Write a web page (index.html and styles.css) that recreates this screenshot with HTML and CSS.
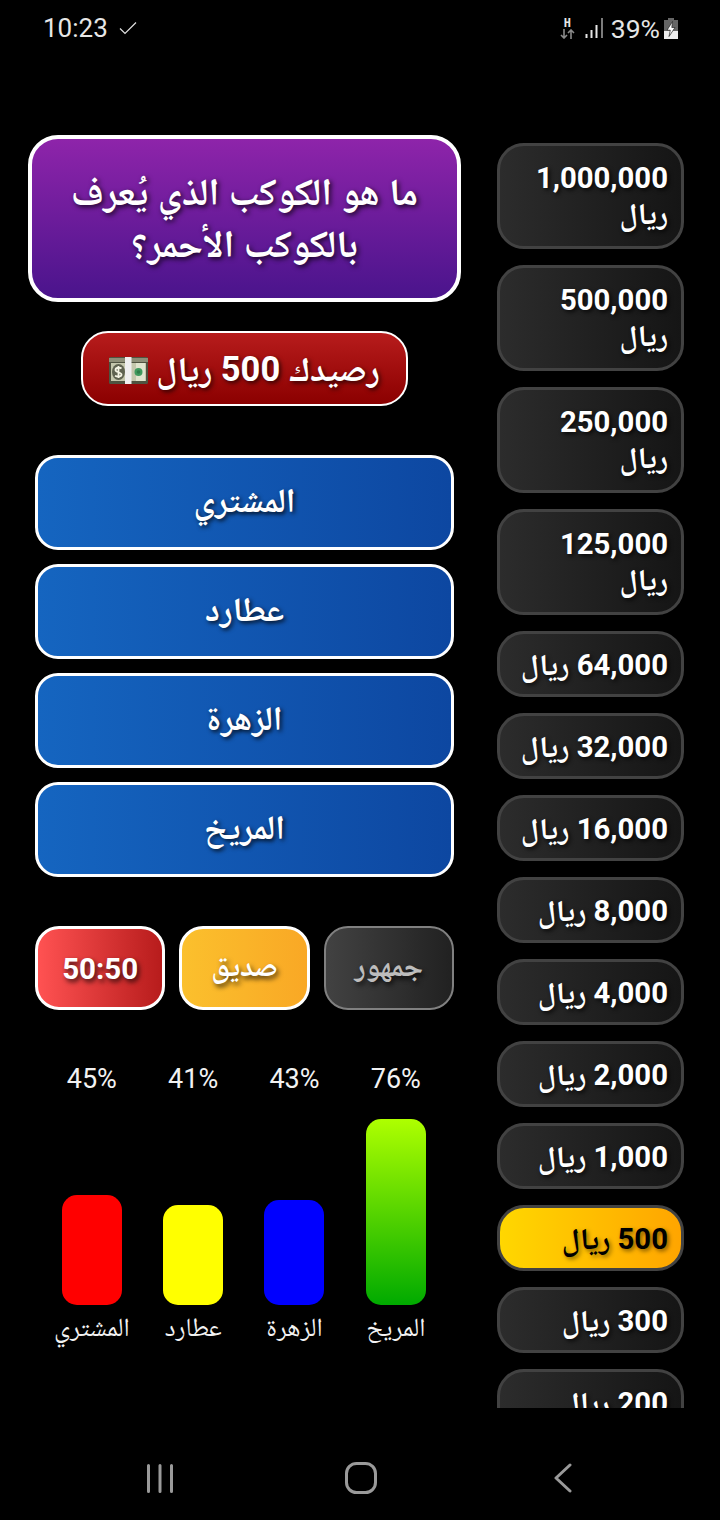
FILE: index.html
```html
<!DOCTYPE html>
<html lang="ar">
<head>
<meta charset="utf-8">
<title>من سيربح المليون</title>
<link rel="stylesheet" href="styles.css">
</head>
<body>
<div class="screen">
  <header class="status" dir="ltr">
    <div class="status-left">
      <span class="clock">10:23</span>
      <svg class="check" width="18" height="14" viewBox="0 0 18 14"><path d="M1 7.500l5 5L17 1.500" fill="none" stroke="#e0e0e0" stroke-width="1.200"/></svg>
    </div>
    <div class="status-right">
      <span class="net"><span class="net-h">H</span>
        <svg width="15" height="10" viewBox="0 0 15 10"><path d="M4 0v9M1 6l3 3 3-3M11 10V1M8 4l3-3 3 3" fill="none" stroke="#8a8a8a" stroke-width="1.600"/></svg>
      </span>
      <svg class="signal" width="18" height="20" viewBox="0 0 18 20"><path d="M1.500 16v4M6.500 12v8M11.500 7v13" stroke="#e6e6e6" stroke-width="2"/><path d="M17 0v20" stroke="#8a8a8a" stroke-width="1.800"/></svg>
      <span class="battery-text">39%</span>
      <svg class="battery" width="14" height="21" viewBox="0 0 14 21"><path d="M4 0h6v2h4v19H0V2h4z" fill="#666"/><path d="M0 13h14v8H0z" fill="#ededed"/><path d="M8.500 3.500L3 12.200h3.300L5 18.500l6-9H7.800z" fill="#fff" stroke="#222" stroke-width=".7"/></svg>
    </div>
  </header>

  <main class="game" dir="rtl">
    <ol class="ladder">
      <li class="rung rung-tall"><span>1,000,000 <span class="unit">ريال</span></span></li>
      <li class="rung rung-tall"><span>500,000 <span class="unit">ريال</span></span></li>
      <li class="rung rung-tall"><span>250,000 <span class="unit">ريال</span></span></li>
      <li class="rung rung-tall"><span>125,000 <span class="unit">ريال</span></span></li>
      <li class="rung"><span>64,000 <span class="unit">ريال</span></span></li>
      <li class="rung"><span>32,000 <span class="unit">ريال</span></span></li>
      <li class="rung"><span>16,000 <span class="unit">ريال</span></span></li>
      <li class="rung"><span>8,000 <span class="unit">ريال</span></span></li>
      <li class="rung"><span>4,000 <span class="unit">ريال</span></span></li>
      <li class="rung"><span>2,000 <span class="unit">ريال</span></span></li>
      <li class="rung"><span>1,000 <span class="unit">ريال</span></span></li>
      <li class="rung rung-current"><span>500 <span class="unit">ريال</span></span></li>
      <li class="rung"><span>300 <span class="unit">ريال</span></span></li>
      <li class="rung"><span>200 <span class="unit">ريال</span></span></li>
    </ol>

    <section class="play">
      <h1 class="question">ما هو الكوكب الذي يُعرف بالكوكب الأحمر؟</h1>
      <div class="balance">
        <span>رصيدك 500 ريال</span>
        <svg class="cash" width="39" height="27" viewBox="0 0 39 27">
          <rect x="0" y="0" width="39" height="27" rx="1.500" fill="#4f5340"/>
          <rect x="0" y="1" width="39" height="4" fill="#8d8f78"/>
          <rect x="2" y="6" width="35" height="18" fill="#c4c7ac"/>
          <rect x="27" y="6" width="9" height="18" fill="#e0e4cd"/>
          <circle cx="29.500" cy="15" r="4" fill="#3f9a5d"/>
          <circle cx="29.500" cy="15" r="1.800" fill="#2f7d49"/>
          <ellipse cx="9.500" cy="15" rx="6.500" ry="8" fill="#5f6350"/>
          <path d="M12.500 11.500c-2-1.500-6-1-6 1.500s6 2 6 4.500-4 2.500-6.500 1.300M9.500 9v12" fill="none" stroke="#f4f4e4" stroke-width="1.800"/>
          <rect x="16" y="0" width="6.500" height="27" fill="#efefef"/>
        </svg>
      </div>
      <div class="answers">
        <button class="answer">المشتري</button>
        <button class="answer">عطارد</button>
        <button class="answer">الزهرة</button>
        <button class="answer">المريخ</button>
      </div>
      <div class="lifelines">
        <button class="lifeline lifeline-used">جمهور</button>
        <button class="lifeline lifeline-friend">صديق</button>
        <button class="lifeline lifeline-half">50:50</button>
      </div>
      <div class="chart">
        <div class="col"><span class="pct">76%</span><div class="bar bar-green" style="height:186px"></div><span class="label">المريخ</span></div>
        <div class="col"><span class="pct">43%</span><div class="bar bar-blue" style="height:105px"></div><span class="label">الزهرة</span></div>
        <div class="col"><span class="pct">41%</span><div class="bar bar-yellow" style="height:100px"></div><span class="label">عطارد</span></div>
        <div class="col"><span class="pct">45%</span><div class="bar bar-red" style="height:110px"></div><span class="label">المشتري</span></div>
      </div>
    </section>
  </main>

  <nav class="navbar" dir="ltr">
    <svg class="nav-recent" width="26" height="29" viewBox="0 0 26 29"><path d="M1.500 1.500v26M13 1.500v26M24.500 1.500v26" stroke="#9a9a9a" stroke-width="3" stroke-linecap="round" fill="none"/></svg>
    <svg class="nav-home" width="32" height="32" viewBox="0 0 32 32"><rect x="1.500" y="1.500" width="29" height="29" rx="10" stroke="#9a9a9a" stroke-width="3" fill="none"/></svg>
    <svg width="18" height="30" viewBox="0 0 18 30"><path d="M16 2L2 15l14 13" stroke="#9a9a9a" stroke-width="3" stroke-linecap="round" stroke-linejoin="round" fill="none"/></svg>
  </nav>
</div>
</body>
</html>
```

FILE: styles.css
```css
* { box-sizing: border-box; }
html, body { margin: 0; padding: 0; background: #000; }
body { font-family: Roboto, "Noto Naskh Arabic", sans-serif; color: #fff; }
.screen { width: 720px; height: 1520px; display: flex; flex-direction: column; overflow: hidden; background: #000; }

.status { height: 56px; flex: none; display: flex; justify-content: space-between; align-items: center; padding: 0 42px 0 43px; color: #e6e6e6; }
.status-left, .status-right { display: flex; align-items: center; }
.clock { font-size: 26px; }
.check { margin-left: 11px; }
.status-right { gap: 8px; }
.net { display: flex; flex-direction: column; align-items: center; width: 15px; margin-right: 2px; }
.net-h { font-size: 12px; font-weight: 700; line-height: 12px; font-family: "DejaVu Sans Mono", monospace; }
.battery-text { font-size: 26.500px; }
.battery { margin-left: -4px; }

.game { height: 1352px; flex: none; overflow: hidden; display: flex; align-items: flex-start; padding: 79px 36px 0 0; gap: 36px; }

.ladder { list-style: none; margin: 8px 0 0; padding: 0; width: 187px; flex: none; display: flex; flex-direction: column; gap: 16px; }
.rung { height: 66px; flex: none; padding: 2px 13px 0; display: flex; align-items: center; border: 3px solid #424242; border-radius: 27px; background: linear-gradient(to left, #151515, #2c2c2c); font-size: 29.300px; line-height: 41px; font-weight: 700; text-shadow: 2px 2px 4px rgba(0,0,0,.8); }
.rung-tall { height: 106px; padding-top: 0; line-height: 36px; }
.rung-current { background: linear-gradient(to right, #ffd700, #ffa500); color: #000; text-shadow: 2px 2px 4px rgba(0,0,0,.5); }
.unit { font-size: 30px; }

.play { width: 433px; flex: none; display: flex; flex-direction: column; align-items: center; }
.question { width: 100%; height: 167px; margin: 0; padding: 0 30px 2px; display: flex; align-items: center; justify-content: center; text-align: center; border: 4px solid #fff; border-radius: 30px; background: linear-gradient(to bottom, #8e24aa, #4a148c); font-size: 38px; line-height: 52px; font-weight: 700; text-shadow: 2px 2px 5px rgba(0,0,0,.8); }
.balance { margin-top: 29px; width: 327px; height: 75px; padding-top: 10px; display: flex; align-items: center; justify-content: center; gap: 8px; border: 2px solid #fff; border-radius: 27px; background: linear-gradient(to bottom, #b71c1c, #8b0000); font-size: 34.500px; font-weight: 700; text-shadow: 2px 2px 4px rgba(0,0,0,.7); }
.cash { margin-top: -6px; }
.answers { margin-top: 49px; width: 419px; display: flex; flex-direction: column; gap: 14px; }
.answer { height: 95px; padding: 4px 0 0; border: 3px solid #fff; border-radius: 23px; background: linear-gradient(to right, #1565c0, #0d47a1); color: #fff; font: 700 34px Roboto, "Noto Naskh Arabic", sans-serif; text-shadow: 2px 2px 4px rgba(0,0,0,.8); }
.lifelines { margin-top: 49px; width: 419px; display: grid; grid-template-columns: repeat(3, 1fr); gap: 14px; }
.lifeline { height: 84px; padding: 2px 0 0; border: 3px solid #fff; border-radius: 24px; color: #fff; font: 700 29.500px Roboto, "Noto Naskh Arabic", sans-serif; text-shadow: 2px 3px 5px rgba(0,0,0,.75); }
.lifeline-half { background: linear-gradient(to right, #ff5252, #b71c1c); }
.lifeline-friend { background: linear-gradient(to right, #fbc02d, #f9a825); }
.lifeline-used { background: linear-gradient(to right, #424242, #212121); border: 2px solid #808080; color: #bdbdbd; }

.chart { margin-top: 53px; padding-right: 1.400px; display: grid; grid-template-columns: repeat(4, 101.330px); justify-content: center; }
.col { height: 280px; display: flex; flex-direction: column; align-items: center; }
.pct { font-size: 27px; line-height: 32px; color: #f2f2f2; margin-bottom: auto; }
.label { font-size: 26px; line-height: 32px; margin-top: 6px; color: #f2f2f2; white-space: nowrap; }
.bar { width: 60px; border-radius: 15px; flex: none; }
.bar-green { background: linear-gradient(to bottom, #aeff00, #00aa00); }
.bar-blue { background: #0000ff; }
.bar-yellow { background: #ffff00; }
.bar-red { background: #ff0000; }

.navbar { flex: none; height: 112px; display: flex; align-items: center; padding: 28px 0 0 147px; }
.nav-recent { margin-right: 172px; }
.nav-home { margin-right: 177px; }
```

※

◆ Task brief
State only the count of lines above that hold the string "index".

◆ Result below
2